Cryptographic Keys and Digital Signatures

Cryptographic Keys

As information on the blockchain is transferred over a P2P network across the globe, blockchain uses cryptography to send data throughout the network without compromising the safety and integrity. This allows the blockchain to respect the privacy of users, prove the ownership of assets and secure the information on the network.
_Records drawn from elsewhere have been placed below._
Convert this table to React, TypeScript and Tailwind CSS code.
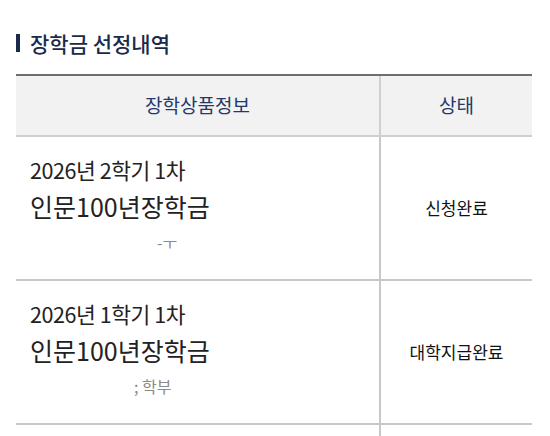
import React from "react";

const rows = [
  { term: "2026년 2학기 1차", name: "인문100년장학금", dept: "-ㅜ", deptPad: "pl-[127px]", status: "신청완료" },
  { term: "2026년 1학기 1차", name: "인문100년장학금", dept: "; 학부", deptPad: "pl-[104px]", status: "대학지급완료" },
];

const App = () => {
  return (
    <div className="w-[550px] h-[436px] overflow-hidden bg-white font-['Noto_Sans_CJK_KR','Noto_Sans',sans-serif]">
      <div className="pl-4 pt-[31px]">
        <h2 className="flex items-center gap-[10px] text-[21px] leading-[24px] font-medium text-[#1a2a4d]">
          <span className="block w-[4px] h-[18px] bg-[#1a2a4d]"></span>
          장학금 선정내역
        </h2>

        <div className="mt-[19px] w-[516px] border-t-2 border-[#6e6e6e]">
          {/* header */}
          <div className="grid grid-cols-[365px_151px] bg-[#f2f2f2] border-b-2 border-[#cfcfcf] text-[19px] text-[#24396a]">
            <div className="h-[59px] flex items-center justify-center border-r-2 border-[#cfcfcf]">
              장학상품정보
            </div>
            <div className="h-[59px] flex items-center justify-center">상태</div>
          </div>

          {rows.map((r, i) => (
            <div key={i} className="grid grid-cols-[365px_151px] border-b-2 border-[#c8c8c8]">
              <div className="h-[142px] pl-[14px] pt-[15px] border-r-2 border-[#c8c8c8] text-[#222]">
                <p className="text-[21.5px] leading-[36px] tracking-[-0.02em]">{r.term}</p>
                <p className="text-[25px] leading-[36px]">{r.name}</p>
                <p className={`text-[16px] leading-[36px] text-[#8a8a8a] ${r.deptPad}`}>{r.dept}</p>
              </div>
              <div className="h-[142px] flex items-center justify-center text-[17px] text-[#111]">
                {r.status}
              </div>
            </div>
          ))}

          <div className="grid grid-cols-[365px_151px]">
            <div className="h-[40px] border-r-2 border-[#c8c8c8]"></div>
            <div></div>
          </div>
        </div>
      </div>
    </div>
  );
};

export default App;
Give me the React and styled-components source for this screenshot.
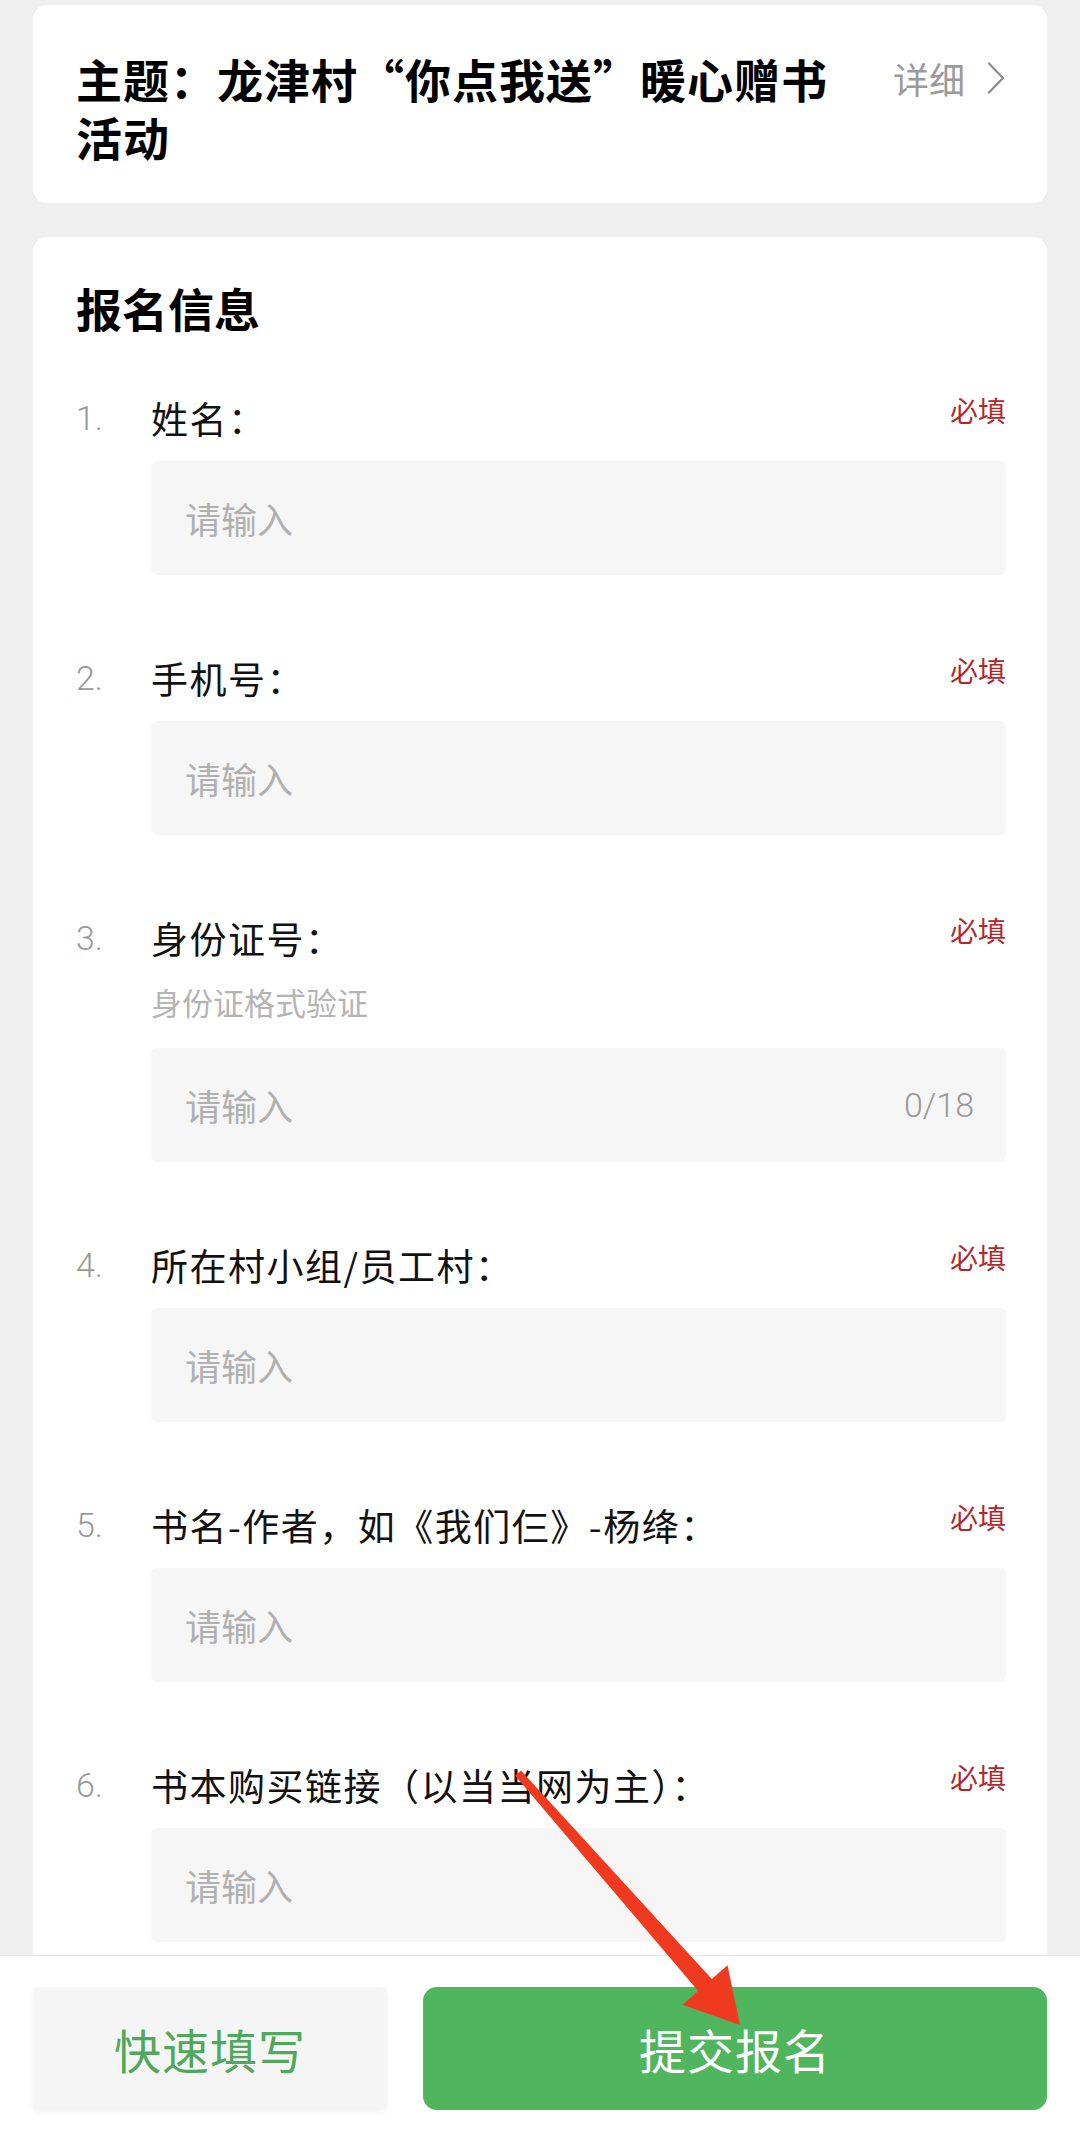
import React from 'react';
import styled, { createGlobalStyle } from 'styled-components';

const GlobalStyle = createGlobalStyle`
    html, body {
        margin: 0;
        padding: 0;
        background: #efefef;
        overflow: hidden;
    }
    body {
        font-family: "Noto Sans CJK SC", "Noto Sans", sans-serif;
        color: #111;
    }
`;

const Page = styled.div`
    position: relative;
    min-height: 2134px;
    padding: 5px 33px 0;
    box-sizing: border-box;
    display: flex;
    flex-direction: column;
    gap: 34px;
`;

const Card = styled.div`
    background: #fff;
    border-radius: 14px;
    padding: ${props => props.padding};
`;

const TopicRow = styled.div`
    display: flex;
    align-items: flex-start;
`;

const TopicTitle = styled.h1`
    flex: 1;
    margin: 0;
    font-size: 46px;
    font-weight: 700;
    line-height: 58px;
    letter-spacing: 1px;
    color: #000;
`;

const DetailLink = styled.div`
    flex: none;
    display: flex;
    align-items: center;
    gap: 22px;
    margin-left: 36px;
    height: 58px;
    font-size: 36px;
    color: #9a9a9a;
`;

const SectionTitle = styled.h2`
    margin: 0 0 56px;
    font-size: 46px;
    font-weight: 700;
    line-height: 60px;
    color: #000;
`;

const FieldList = styled.div`
    display: flex;
    flex-direction: column;
    gap: 78px;
`;

const Field = styled.div`
    display: flex;
    flex-direction: column;
`;

const FieldHead = styled.div`
    display: flex;
    align-items: flex-start;
    height: 50px;
`;

const FieldNo = styled.span`
    width: 75px;
    flex: none;
    font-family: Roboto, "Noto Sans", sans-serif;
    font-weight: 300;
    font-size: 34px;
    line-height: 50px;
    color: #999;
`;

const FieldLabel = styled.span`
    flex: 1;
    font-size: 37px;
    line-height: 50px;
    letter-spacing: 1.5px;
    color: #111;
`;

const Required = styled.span`
    flex: none;
    font-size: 28px;
    line-height: 34px;
    color: #b3262c;
`;

const Hint = styled.div`
    margin: 19px 0 0 75px;
    font-size: 31px;
    line-height: 40px;
    color: #b4b4b4;
`;

const InputBox = styled.div`
    margin: ${props => (props.hasHint ? '26px' : '18px')} 0 0 75px;
    height: 114px;
    border-radius: 6px;
    background: #f6f6f6;
    display: flex;
    align-items: center;
    justify-content: space-between;
    padding: 0 32px 0 34px;
    font-size: 36px;
    color: #b0b0b0;
`;

const Counter = styled.span`
    font-family: Roboto, "Noto Sans", sans-serif;
    font-weight: 300;
    font-size: 34px;
    color: #999;
`;

const BottomBar = styled.div`
    position: fixed;
    left: 0;
    right: 0;
    bottom: 0;
    height: 179px;
    box-sizing: border-box;
    background: #fff;
    border-top: 1px solid #e4e4e4;
    padding: 31px 33px 24px;
    display: flex;
    gap: 36px;
`;

const BarButton = styled.div`
    flex: ${props => (props.primary ? '1' : 'none')};
    width: ${props => (props.primary ? 'auto' : '354px')};
    display: flex;
    align-items: center;
    justify-content: center;
    border-radius: ${props => (props.primary ? '14px' : '6px')};
    background: ${props => (props.primary ? '#50b65e' : '#f5f5f5')};
    box-shadow: ${props => (props.primary ? 'none' : '0 2px 6px rgba(0,0,0,0.06)')};
    color: ${props => (props.primary ? '#fff' : '#4fa85b')};
    font-size: 47px;
    letter-spacing: 1px;
`;

const Annotation = styled.svg`
    position: fixed;
    left: 0;
    top: 0;
    width: 1080px;
    height: 2134px;
    pointer-events: none;
    z-index: 5;
`;

const fields = [
    { label: '姓名：' },
    { label: '手机号：' },
    { label: '身份证号：', hint: '身份证格式验证', counter: '0/18' },
    { label: '所在村小组/员工村：' },
    { label: '书名-作者，如《我们仨》-杨绛：' },
    { label: '书本购买链接（以当当网为主）：' },
];

const Chevron = () => (
    <svg width="18" height="32" viewBox="0 0 18 32" fill="none">
        <path d="M2 1.5 L16 16 L2 30.5" stroke="#8a8a8a" strokeWidth="2.2" strokeLinecap="round" strokeLinejoin="round" />
    </svg>
);

const App = () => {
    return <>
        <GlobalStyle />
        <Page>
            <Card padding="44px 42px 38px 43px">
                <TopicRow>
                    <TopicTitle>主题：龙津村“你点我送”暖心赠书活动</TopicTitle>
                    <DetailLink>详细<Chevron /></DetailLink>
                </TopicRow>
            </Card>
            <Card padding="40px 41px 40px 43px">
                <SectionTitle>报名信息</SectionTitle>
                <FieldList>
                    {fields.map((item, index) => {
                        return <Field key={`field-${index}`}>
                            <FieldHead>
                                <FieldNo>{index + 1}.</FieldNo>
                                <FieldLabel>{item.label}</FieldLabel>
                                <Required>必填</Required>
                            </FieldHead>
                            {item.hint && <Hint>{item.hint}</Hint>}
                            <InputBox hasHint={!!item.hint}>
                                <span>请输入</span>
                                {item.counter && <Counter>{item.counter}</Counter>}
                            </InputBox>
                        </Field>
                    })}
                </FieldList>
            </Card>
        </Page>
        <BottomBar>
            <BarButton>快速填写</BarButton>
            <BarButton primary>提交报名</BarButton>
        </BottomBar>
        <Annotation viewBox="0 0 1080 2134">
            <polygon
                fill="#ef3a20"
                points="521,1770.4 711.8,1979.1 727.5,1965.2 740,2025 682.5,2004.8 698.2,1990.9 515,1775.6"
            />
        </Annotation>
    </>
};

export default App;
Cryptography is applied throughout the entire protocol onto all of the information that is stored and transacted on the blockchain. This provides users with cryptographic proof which forms the basis for trusting the legitimacy of a user’s claim to an asset on the blockchain.

Encryption

Cryptographic hashes, such as the SHA256 computational algorithm, ensure that even the smallest change to a transaction will result in a different hash value being computed, this indicates a clear change to the transactional history. Encryption is one of the most critical tools used in cryptography. It is a means by which a message can be made unreadable for an unintended reader and can be read only by the sender and the recipient.

Hashes

Hashes ensure data is not altered. Hashing is a method of cryptography that converts any form of data into a unique string of text. Any piece of data can be hashed, no matter its size or type. In traditional hashing, regardless of the data’s size, type, or length, the hash that any data produces is always the same length. A hash is designed to act as a one-way function, there by obscuring the source — you can put data into a hashing algorithm and get a unique string, but if you come upon a new hash, you cannot decipher the input data it represents. A unique piece of data will always produce the same hash.

Digital Signature

Specifically, public-key cryptography (aka asymmetric cryptography) is used to create a key pair which consists of a private key and a public key. The public key is used to create an address to receive a transaction, and the private key is used to sign transactions. Digital signatures provide verification and authentication of ownership on the blockchain. Using cryptographic digital signatures, a user can sign a transaction proving the ownership of that asset and anyone on the blockchain can digitally verify this to be true.